PRT Forest Regeneration Income Fund

PRT Forest Regeneration Income Fund

May 11, 2011 15:00 ET

PRT Announces Definitive Plan to Convert to a Corporation

VICTORIA, BRITISH COLUMBIA--(Marketwire - May 11, 2011) -


PRT Forest Regeneration Income Fund (TSX:PRT.UN) (the "Fund") announced today that, in accordance with its previously announced intention to convert to a corporation, it has entered into an arrangement agreement ("Arrangement Agreement") under which the Fund will convert under a plan of arrangement (the "Arrangement") from an income trust structure to a publicly traded corporation. The Arrangement is expected to be effective October 1, 2011.

The Arrangement is subject to, among other customary conditions, approval by the Supreme Court of British Columbia, the approval of the Toronto Stock Exchange (the "TSX") and a positive vote in favour of the Arrangement by at least: (i) 66 2/3% of the votes cast by Unitholders of the Fund voting as a single class, and (ii) 66 2/3% of the votes cast by Unitholders and Unit Optionholders of the Fund, voting together as a single class.

"The Board of Trustees is of the view that the Arrangement will result in a simplified business structure and come with a number of benefits, including providing more flexibility regarding the growth and retention of capital and eliminating the limitations upon non-resident ownership of units of a mutual fund trust that is not applicable to shares of a corporation providing a potential broader base of investors," said Robert K. Withers, Chairman of the Fund.

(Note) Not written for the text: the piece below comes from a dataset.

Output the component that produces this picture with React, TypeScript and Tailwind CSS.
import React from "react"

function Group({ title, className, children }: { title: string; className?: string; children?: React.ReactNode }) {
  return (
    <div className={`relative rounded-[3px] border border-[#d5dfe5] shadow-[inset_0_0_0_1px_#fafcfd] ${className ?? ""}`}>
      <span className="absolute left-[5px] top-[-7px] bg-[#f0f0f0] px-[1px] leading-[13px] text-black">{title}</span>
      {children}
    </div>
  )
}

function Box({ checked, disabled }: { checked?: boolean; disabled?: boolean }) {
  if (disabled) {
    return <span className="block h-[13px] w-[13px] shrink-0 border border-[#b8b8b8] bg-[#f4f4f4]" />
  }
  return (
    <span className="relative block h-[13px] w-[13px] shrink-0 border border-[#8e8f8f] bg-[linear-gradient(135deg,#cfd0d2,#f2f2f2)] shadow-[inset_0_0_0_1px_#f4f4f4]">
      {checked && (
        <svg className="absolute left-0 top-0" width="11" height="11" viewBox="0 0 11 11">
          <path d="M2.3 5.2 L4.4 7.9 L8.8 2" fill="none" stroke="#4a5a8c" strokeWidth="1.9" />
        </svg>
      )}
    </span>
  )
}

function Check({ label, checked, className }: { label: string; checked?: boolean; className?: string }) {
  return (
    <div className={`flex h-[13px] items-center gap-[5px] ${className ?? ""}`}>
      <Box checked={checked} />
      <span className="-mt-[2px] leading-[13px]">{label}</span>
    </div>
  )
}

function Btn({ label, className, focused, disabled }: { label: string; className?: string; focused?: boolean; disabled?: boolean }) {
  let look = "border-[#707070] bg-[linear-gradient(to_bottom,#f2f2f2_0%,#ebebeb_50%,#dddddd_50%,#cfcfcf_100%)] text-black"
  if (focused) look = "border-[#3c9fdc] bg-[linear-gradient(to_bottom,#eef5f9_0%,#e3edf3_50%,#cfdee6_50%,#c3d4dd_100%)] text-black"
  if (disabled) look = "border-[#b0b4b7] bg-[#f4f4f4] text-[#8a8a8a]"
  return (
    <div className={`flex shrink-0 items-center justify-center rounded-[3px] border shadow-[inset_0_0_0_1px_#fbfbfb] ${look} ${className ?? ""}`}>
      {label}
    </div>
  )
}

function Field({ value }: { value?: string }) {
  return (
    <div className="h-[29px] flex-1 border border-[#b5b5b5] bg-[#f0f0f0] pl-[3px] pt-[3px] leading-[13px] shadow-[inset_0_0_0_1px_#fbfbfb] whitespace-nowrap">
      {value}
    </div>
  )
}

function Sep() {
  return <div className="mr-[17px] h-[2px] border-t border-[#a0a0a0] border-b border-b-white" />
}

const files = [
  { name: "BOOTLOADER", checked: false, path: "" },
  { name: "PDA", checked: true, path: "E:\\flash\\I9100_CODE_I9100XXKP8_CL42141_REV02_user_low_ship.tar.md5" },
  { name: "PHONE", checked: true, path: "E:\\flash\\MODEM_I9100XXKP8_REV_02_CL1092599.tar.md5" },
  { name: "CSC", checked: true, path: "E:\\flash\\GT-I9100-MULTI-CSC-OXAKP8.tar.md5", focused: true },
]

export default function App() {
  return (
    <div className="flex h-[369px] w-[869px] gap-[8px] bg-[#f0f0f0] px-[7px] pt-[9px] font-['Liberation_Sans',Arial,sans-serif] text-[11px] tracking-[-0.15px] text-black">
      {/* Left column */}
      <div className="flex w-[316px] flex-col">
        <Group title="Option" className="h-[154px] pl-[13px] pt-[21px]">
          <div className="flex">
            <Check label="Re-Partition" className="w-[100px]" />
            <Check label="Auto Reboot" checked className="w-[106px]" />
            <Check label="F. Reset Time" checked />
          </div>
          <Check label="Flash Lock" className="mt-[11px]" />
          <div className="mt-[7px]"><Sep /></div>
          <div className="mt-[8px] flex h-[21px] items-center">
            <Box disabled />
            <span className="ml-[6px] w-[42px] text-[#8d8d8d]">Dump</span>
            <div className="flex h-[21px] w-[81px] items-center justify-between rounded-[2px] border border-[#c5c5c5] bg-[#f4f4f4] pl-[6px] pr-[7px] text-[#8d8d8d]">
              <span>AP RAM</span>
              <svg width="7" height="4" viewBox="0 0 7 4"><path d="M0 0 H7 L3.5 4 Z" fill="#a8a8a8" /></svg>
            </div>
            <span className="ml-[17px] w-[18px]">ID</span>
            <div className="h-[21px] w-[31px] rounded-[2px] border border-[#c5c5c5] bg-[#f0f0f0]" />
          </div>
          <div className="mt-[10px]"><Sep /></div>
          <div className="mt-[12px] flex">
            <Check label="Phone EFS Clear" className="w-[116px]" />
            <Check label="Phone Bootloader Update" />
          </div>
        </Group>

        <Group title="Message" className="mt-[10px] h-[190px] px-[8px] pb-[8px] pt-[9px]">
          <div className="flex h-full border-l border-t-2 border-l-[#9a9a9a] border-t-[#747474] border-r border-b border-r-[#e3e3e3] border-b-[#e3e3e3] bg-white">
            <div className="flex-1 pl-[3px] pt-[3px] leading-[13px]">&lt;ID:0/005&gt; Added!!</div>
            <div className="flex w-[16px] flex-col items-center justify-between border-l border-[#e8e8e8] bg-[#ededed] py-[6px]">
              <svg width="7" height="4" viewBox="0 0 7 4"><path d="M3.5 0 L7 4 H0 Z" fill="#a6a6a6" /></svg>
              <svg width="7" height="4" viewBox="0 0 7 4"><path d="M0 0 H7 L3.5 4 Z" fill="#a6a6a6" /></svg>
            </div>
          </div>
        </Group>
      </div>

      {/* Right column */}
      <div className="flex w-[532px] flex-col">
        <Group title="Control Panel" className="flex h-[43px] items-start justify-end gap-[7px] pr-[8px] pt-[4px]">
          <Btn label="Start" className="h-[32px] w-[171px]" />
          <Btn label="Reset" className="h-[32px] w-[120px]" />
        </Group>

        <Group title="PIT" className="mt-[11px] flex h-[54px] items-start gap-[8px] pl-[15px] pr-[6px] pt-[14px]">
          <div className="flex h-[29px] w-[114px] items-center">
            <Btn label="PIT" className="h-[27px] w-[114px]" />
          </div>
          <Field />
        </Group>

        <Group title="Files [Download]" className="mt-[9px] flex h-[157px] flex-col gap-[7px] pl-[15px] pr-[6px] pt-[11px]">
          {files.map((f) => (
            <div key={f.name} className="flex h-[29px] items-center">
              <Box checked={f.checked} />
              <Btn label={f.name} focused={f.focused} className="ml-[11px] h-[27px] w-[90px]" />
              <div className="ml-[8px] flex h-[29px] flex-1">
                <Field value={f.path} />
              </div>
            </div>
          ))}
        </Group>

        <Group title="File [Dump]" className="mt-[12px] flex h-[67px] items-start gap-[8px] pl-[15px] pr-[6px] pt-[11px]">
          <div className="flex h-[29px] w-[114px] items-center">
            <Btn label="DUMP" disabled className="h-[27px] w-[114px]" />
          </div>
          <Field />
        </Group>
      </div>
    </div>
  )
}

The Board of Trustees of the Fund, based upon its own investigations, on information provided by management of the Fund and the advice of legal and tax counsel of the Fund, has unanimously determined that the Arrangement is fair, from a financial point of view, to the Fund and the Unitholders and is in the best interests of the Fund and its Unitholders, and recommends that Unitholders vote in favour of the Arrangement.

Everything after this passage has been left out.